— Begin Given material —

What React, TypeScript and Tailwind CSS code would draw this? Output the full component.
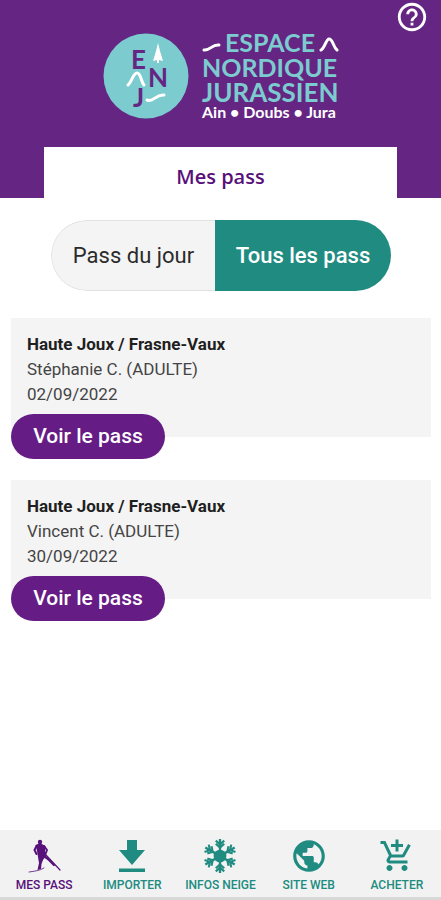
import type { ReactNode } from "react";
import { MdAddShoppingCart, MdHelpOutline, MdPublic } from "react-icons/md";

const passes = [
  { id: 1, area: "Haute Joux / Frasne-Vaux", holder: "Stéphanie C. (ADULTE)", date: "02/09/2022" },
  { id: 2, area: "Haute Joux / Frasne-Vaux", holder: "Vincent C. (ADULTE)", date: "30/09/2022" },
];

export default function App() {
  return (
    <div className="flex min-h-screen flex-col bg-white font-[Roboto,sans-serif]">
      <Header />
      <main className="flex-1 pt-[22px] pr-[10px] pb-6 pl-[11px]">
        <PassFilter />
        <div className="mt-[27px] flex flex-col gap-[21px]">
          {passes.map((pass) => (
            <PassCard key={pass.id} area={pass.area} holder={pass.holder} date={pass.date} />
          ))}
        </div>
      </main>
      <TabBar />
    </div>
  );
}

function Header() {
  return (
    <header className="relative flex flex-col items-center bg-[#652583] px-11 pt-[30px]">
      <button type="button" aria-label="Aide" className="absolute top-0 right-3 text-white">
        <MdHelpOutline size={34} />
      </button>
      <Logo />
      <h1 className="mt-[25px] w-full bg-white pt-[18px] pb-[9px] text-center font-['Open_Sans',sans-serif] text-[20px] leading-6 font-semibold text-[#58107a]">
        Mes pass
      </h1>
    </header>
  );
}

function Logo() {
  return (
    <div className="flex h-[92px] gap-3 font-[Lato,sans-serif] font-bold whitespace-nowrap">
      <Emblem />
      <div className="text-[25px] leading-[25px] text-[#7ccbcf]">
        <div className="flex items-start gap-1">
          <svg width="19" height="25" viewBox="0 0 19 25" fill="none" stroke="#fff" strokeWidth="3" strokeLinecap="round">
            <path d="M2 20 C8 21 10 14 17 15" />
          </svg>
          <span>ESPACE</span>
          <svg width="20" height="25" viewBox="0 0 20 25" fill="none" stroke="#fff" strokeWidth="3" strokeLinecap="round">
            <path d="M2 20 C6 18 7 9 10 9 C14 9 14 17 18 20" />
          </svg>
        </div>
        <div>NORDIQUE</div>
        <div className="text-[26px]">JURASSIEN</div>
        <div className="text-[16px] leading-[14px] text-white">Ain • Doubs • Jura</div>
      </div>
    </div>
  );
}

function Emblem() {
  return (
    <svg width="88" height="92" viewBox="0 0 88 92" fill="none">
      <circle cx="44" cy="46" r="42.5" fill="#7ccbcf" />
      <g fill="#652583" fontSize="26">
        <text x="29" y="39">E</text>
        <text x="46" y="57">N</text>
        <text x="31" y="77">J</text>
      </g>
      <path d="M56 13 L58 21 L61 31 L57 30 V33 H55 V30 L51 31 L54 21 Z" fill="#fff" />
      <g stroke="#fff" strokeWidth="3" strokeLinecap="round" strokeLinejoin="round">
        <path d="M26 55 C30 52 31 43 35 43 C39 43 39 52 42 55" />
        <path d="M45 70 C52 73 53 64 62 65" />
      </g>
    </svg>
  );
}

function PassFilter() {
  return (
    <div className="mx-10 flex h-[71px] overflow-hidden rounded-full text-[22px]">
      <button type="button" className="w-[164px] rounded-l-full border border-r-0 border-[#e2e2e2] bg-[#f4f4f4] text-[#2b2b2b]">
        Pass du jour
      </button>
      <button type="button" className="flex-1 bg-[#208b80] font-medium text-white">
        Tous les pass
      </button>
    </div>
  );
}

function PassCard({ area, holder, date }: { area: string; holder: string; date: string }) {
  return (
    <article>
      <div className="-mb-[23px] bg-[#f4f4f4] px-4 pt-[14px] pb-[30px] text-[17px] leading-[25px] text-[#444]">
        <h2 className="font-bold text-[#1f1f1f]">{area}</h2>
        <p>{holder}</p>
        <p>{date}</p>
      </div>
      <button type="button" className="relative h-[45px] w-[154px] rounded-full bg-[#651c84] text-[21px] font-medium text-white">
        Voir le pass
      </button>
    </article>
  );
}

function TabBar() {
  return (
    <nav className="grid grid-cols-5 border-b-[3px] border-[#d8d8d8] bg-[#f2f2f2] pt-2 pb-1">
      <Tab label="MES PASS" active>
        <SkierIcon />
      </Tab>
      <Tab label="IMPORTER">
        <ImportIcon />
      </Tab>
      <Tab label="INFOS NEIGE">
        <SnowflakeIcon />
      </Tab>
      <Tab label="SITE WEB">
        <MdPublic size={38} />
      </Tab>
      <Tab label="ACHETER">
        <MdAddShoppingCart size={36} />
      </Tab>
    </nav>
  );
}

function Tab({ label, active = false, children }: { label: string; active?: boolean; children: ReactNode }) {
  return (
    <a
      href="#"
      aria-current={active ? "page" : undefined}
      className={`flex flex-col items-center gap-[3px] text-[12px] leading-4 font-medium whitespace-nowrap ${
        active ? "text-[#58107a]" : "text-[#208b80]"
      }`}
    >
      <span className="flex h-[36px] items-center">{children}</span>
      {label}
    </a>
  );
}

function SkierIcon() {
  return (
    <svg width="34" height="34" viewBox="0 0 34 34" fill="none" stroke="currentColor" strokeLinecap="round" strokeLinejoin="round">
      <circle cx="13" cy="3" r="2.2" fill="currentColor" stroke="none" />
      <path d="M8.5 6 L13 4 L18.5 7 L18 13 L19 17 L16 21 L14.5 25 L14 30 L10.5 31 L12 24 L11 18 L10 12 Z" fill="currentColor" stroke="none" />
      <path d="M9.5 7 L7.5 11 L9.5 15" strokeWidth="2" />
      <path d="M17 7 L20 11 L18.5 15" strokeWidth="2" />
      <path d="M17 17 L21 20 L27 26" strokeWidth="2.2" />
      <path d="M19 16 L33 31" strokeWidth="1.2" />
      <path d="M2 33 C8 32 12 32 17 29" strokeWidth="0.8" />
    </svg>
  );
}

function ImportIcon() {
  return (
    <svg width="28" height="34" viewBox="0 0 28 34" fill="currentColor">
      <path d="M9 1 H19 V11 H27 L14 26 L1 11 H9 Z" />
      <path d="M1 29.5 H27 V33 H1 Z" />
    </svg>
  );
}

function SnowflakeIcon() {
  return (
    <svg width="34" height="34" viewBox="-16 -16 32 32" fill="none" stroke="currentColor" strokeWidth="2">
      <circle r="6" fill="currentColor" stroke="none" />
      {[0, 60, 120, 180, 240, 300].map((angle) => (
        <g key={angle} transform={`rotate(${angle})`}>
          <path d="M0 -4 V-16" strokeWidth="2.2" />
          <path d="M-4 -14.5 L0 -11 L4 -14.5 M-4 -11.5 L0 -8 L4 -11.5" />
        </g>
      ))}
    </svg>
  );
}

— End Given material —

**Instruction**
Reproduce all of the data exactly; the pictures do not belong in the copy.

**Answer to this problem**
What React, TypeScript and Tailwind CSS code would draw this? Output the full component.
import type { ReactNode } from "react";
import { MdAddShoppingCart, MdHelpOutline, MdPublic } from "react-icons/md";

const passes = [
  { id: 1, area: "Haute Joux / Frasne-Vaux", holder: "Stéphanie C. (ADULTE)", date: "02/09/2022" },
  { id: 2, area: "Haute Joux / Frasne-Vaux", holder: "Vincent C. (ADULTE)", date: "30/09/2022" },
];

export default function App() {
  return (
    <div className="flex min-h-screen flex-col bg-white font-[Roboto,sans-serif]">
      <Header />
      <main className="flex-1 pt-[22px] pr-[10px] pb-6 pl-[11px]">
        <PassFilter />
        <div className="mt-[27px] flex flex-col gap-[21px]">
          {passes.map((pass) => (
            <PassCard key={pass.id} area={pass.area} holder={pass.holder} date={pass.date} />
          ))}
        </div>
      </main>
      <TabBar />
    </div>
  );
}

function Header() {
  return (
    <header className="relative flex flex-col items-center bg-[#652583] px-11 pt-[30px]">
      <button type="button" aria-label="Aide" className="absolute top-0 right-3 text-white">
        <MdHelpOutline size={34} />
      </button>
      <Logo />
      <h1 className="mt-[25px] w-full bg-white pt-[18px] pb-[9px] text-center font-['Open_Sans',sans-serif] text-[20px] leading-6 font-semibold text-[#58107a]">
        Mes pass
      </h1>
    </header>
  );
}

function Logo() {
  return (
    <div className="flex h-[92px] gap-3 font-[Lato,sans-serif] font-bold whitespace-nowrap">
      <Emblem />
      <div className="text-[25px] leading-[25px] text-[#7ccbcf]">
        <div className="flex items-start gap-1">
          <svg width="19" height="25" viewBox="0 0 19 25" fill="none" stroke="#fff" strokeWidth="3" strokeLinecap="round">
            <path d="M2 20 C8 21 10 14 17 15" />
          </svg>
          <span>ESPACE</span>
          <svg width="20" height="25" viewBox="0 0 20 25" fill="none" stroke="#fff" strokeWidth="3" strokeLinecap="round">
            <path d="M2 20 C6 18 7 9 10 9 C14 9 14 17 18 20" />
          </svg>
        </div>
        <div>NORDIQUE</div>
        <div className="text-[26px]">JURASSIEN</div>
        <div className="text-[16px] leading-[14px] text-white">Ain • Doubs • Jura</div>
      </div>
    </div>
  );
}

function Emblem() {
  return (
    <svg width="88" height="92" viewBox="0 0 88 92" fill="none">
      <circle cx="44" cy="46" r="42.5" fill="#7ccbcf" />
      <g fill="#652583" fontSize="26">
        <text x="29" y="39">E</text>
        <text x="46" y="57">N</text>
        <text x="31" y="77">J</text>
      </g>
      <path d="M56 13 L58 21 L61 31 L57 30 V33 H55 V30 L51 31 L54 21 Z" fill="#fff" />
      <g stroke="#fff" strokeWidth="3" strokeLinecap="round" strokeLinejoin="round">
        <path d="M26 55 C30 52 31 43 35 43 C39 43 39 52 42 55" />
        <path d="M45 70 C52 73 53 64 62 65" />
      </g>
    </svg>
  );
}

function PassFilter() {
  return (
    <div className="mx-10 flex h-[71px] overflow-hidden rounded-full text-[22px]">
      <button type="button" className="w-[164px] rounded-l-full border border-r-0 border-[#e2e2e2] bg-[#f4f4f4] text-[#2b2b2b]">
        Pass du jour
      </button>
      <button type="button" className="flex-1 bg-[#208b80] font-medium text-white">
        Tous les pass
      </button>
    </div>
  );
}

function PassCard({ area, holder, date }: { area: string; holder: string; date: string }) {
  return (
    <article>
      <div className="-mb-[23px] bg-[#f4f4f4] px-4 pt-[14px] pb-[30px] text-[17px] leading-[25px] text-[#444]">
        <h2 className="font-bold text-[#1f1f1f]">{area}</h2>
        <p>{holder}</p>
        <p>{date}</p>
      </div>
      <button type="button" className="relative h-[45px] w-[154px] rounded-full bg-[#651c84] text-[21px] font-medium text-white">
        Voir le pass
      </button>
    </article>
  );
}

function TabBar() {
  return (
    <nav className="grid grid-cols-5 border-b-[3px] border-[#d8d8d8] bg-[#f2f2f2] pt-2 pb-1">
      <Tab label="MES PASS" active>
        <SkierIcon />
      </Tab>
      <Tab label="IMPORTER">
        <ImportIcon />
      </Tab>
      <Tab label="INFOS NEIGE">
        <SnowflakeIcon />
      </Tab>
      <Tab label="SITE WEB">
        <MdPublic size={38} />
      </Tab>
      <Tab label="ACHETER">
        <MdAddShoppingCart size={36} />
      </Tab>
    </nav>
  );
}

function Tab({ label, active = false, children }: { label: string; active?: boolean; children: ReactNode }) {
  return (
    <a
      href="#"
      aria-current={active ? "page" : undefined}
      className={`flex flex-col items-center gap-[3px] text-[12px] leading-4 font-medium whitespace-nowrap ${
        active ? "text-[#58107a]" : "text-[#208b80]"
      }`}
    >
      <span className="flex h-[36px] items-center">{children}</span>
      {label}
    </a>
  );
}

function SkierIcon() {
  return (
    <svg width="34" height="34" viewBox="0 0 34 34" fill="none" stroke="currentColor" strokeLinecap="round" strokeLinejoin="round">
      <circle cx="13" cy="3" r="2.2" fill="currentColor" stroke="none" />
      <path d="M8.5 6 L13 4 L18.5 7 L18 13 L19 17 L16 21 L14.5 25 L14 30 L10.5 31 L12 24 L11 18 L10 12 Z" fill="currentColor" stroke="none" />
      <path d="M9.5 7 L7.5 11 L9.5 15" strokeWidth="2" />
      <path d="M17 7 L20 11 L18.5 15" strokeWidth="2" />
      <path d="M17 17 L21 20 L27 26" strokeWidth="2.2" />
      <path d="M19 16 L33 31" strokeWidth="1.2" />
      <path d="M2 33 C8 32 12 32 17 29" strokeWidth="0.8" />
    </svg>
  );
}

function ImportIcon() {
  return (
    <svg width="28" height="34" viewBox="0 0 28 34" fill="currentColor">
      <path d="M9 1 H19 V11 H27 L14 26 L1 11 H9 Z" />
      <path d="M1 29.5 H27 V33 H1 Z" />
    </svg>
  );
}

function SnowflakeIcon() {
  return (
    <svg width="34" height="34" viewBox="-16 -16 32 32" fill="none" stroke="currentColor" strokeWidth="2">
      <circle r="6" fill="currentColor" stroke="none" />
      {[0, 60, 120, 180, 240, 300].map((angle) => (
        <g key={angle} transform={`rotate(${angle})`}>
          <path d="M0 -4 V-16" strokeWidth="2.2" />
          <path d="M-4 -14.5 L0 -11 L4 -14.5 M-4 -11.5 L0 -8 L4 -11.5" />
        </g>
      ))}
    </svg>
  );
}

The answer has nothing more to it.